The combination of aerodynamic refinements ("We build an airplane for Daytona, not a race car," said driver Neil Bonnett) and reduced power from NASCAR-mandated carburetor restrictors made drafting crucial at this year's 500. Two-and three-abreast racing was replaced by single-file streams of cars—conga lines of twitchy, 3,500-pound dancers. Drivers were leery of pulling out to pass, for fear they would be blown back to the end of the line. Much of the wall-tagging in this race—the yellow flag came out seven times, for 30 of the 200 laps—was attributable to drivers attempting to squeeze back in line.

After 50 laps, it was clear that the winner would come from the pack of four leading cars at that moment—all Monte Carlos, driven by Schrader, Earnhardt, Geoff Bodine and Waltrip. However, Earnhardt's hopes were being dimmed by an engine flutter. When he was on someone's bumper, his car was fine, but on its own it went lame. He relentlessly rode the tail of other cars, mostly Schrader's.

Waltrip pitted for gas with 53 laps left. Most of the other cars could run no more than 45 or 46 laps per tankful, but Waltrip knew his car was delivering better mileage. So with 35 laps left, Waltrip, lingering in seventh place, radioed his crew chief, Jeff Hammond, and suggested they go for the finish without an additional pit stop. Hammond didn't think Waltrip could do it. "It's the only way we can win," argued Waltrip. "I can make it. I promise I can make it."

That meant driving the final 80 miles with a feather foot. Waltrip could not afford to move out in the gas-robbing open but would have to stay tucked in the wake of other cars.

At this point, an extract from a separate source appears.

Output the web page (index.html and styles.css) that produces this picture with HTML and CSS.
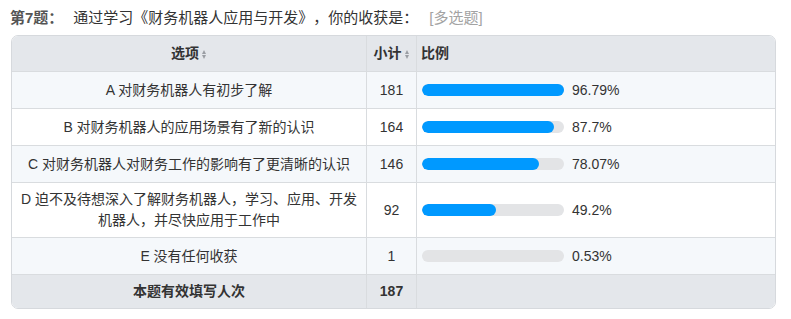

Meanwhile, up front, Schrader was burning up the track...and gas.

With 10 laps to go, Schrader—and his shadow, Earnhardt—ducked into the pits together for a final shot of fuel. Earnhardt came out first, boosting his hopes, but Schrader quickly passed him. They were now third and fourth, with Alan Kulwicki and Waltrip running one-two. Kulwicki had driven a smart race to get his Ford in contention, but with four laps to go he cut a tire and had to pit, leaving Waltrip in front by eight seconds.

Then Waltrip's fuel-pressure gauge dropped to zero. Terrified, he cried to Hammond, "I'm out! I'm out!" Hammond told him to swerve the car around to slosh the remaining gas into the pickup. "Shake it, baby, shake it! Shake it, baby, shake it!" Hammond screamed.